• **What the task requires**: Only lines holding the string "this" are wanted; copy each one from the material.

• **Listed entries**:
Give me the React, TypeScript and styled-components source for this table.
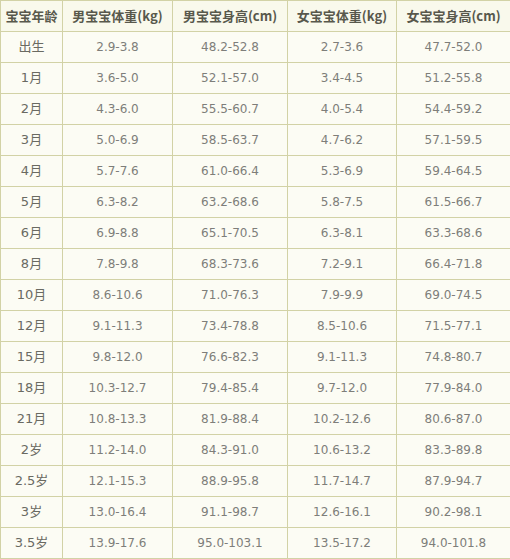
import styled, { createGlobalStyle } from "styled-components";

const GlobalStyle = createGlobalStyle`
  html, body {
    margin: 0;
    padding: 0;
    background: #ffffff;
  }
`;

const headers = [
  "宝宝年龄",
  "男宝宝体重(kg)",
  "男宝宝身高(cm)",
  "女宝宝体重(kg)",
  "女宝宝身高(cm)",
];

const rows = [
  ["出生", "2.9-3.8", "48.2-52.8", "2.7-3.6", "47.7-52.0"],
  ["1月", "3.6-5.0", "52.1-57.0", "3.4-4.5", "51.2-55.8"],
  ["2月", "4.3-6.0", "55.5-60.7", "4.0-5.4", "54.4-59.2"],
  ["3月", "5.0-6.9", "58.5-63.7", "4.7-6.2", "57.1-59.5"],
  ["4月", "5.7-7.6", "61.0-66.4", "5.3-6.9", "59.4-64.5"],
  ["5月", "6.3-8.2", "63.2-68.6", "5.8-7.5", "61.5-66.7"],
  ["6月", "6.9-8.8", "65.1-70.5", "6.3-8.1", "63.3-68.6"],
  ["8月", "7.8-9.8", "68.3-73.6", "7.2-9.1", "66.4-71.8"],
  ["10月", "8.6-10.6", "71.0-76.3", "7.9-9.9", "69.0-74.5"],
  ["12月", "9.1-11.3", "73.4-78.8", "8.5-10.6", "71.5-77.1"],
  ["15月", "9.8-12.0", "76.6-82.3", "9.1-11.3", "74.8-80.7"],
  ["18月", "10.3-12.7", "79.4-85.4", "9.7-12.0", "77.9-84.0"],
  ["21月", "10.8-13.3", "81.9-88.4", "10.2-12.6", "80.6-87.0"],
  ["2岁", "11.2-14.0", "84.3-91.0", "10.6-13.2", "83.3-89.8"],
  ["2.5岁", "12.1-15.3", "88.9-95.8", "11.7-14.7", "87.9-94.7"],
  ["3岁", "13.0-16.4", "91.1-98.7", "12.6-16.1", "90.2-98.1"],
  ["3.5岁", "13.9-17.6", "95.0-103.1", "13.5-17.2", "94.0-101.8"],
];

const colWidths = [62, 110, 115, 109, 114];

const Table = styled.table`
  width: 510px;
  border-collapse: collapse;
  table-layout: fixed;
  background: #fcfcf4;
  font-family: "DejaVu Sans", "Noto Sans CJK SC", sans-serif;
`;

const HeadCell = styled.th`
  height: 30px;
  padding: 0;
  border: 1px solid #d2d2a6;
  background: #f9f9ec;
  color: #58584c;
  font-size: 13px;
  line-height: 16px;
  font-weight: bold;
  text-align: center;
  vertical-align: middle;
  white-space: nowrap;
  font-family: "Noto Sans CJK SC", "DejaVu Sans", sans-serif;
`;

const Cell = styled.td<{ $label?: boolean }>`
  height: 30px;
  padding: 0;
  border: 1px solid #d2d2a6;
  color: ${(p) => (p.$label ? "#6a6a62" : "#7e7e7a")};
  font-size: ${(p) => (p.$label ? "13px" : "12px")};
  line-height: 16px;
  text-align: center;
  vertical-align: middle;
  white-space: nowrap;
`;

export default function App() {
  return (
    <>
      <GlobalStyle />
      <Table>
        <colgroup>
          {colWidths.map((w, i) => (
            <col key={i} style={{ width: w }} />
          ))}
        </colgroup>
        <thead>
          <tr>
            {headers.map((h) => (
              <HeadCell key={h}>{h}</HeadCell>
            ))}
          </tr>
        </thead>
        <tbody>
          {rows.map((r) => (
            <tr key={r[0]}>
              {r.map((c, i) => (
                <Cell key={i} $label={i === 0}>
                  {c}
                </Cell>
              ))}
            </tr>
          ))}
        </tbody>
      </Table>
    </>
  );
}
--
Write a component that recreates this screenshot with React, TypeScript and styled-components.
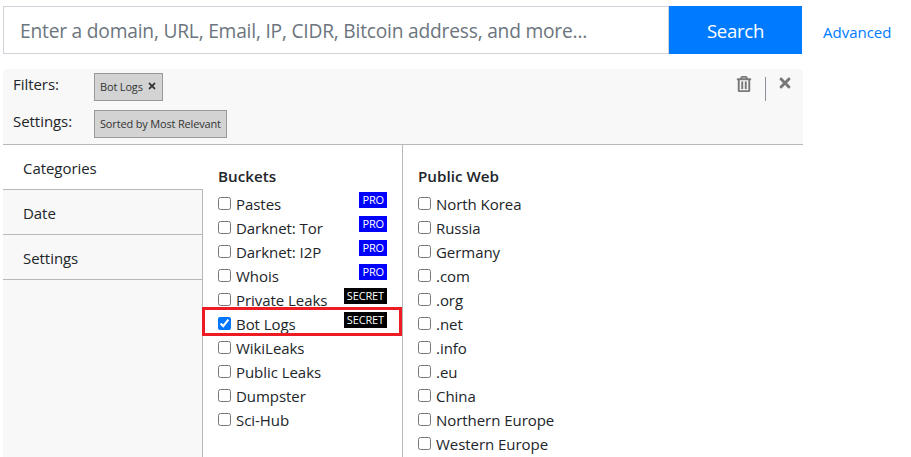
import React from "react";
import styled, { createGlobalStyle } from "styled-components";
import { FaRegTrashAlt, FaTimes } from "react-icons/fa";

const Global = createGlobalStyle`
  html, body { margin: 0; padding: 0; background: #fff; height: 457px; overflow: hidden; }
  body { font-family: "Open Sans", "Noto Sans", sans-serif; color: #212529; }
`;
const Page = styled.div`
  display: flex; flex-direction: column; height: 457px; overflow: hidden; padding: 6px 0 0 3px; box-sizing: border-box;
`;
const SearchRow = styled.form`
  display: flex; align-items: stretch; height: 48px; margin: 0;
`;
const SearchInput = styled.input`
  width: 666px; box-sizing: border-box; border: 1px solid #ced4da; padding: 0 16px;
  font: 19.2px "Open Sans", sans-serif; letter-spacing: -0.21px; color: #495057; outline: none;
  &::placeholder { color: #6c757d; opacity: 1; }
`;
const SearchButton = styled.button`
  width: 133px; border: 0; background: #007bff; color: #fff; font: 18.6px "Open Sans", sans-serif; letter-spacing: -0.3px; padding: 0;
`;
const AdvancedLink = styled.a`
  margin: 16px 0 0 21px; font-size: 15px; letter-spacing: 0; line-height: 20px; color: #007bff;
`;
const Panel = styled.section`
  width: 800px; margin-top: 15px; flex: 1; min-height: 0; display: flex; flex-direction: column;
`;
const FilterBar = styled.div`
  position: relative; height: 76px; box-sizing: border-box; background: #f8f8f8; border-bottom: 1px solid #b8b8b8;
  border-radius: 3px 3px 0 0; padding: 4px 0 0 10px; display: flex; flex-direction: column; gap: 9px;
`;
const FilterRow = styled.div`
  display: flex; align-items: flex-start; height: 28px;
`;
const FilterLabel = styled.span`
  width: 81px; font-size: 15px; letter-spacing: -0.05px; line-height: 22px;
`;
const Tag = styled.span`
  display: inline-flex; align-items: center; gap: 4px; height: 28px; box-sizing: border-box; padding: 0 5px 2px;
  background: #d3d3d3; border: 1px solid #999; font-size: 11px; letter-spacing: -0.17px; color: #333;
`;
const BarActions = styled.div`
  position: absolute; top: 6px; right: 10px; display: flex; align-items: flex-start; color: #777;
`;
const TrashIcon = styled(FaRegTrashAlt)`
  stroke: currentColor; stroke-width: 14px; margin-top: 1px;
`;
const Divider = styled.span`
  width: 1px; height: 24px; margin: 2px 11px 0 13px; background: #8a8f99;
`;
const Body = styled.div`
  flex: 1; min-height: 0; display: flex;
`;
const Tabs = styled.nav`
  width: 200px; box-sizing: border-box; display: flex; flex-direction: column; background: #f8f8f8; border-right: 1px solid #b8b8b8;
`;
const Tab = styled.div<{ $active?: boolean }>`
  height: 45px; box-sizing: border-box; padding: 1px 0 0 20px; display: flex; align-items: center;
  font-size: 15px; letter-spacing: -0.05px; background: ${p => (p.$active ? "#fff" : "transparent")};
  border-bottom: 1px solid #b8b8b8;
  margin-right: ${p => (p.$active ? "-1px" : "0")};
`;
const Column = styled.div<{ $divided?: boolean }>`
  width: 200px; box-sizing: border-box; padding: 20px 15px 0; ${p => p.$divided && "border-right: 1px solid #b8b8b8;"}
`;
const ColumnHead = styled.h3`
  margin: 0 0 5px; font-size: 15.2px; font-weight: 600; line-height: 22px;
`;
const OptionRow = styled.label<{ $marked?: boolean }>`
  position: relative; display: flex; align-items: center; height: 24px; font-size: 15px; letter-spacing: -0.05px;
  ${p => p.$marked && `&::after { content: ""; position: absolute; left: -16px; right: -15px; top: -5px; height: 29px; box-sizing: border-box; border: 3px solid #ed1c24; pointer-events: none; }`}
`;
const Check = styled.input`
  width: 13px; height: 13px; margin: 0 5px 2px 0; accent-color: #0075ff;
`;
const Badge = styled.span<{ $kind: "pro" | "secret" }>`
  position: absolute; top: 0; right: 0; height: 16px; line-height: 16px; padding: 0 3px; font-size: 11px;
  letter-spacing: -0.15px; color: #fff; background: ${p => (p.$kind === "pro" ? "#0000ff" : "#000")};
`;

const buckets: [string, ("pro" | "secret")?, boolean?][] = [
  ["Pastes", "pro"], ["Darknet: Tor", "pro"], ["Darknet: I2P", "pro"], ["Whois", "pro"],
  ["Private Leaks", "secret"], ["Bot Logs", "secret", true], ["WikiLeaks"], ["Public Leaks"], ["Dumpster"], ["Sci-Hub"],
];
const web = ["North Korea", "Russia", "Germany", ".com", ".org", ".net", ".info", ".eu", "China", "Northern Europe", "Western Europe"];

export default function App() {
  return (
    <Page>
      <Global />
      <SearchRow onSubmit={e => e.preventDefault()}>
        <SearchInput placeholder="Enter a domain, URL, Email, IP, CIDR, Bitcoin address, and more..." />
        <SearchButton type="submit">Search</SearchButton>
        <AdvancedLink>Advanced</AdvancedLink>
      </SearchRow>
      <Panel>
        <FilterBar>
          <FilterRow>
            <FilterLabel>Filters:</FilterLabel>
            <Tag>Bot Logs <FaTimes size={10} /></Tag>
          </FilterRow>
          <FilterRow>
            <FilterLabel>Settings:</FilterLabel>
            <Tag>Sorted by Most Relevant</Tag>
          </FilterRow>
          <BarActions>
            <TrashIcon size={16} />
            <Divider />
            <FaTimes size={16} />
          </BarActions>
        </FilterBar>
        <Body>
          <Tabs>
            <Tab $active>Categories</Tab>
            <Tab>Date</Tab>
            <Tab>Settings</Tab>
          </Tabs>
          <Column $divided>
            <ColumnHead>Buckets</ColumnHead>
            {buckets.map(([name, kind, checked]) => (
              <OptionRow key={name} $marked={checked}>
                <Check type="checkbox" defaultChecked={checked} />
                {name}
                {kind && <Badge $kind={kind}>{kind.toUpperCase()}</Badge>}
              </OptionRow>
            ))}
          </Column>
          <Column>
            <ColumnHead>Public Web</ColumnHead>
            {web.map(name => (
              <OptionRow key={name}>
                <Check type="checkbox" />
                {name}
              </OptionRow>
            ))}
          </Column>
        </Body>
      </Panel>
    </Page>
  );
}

• **The response**:
Give me the React, TypeScript and styled-components source for this table.
Write a component that recreates this screenshot with React, TypeScript and styled-components.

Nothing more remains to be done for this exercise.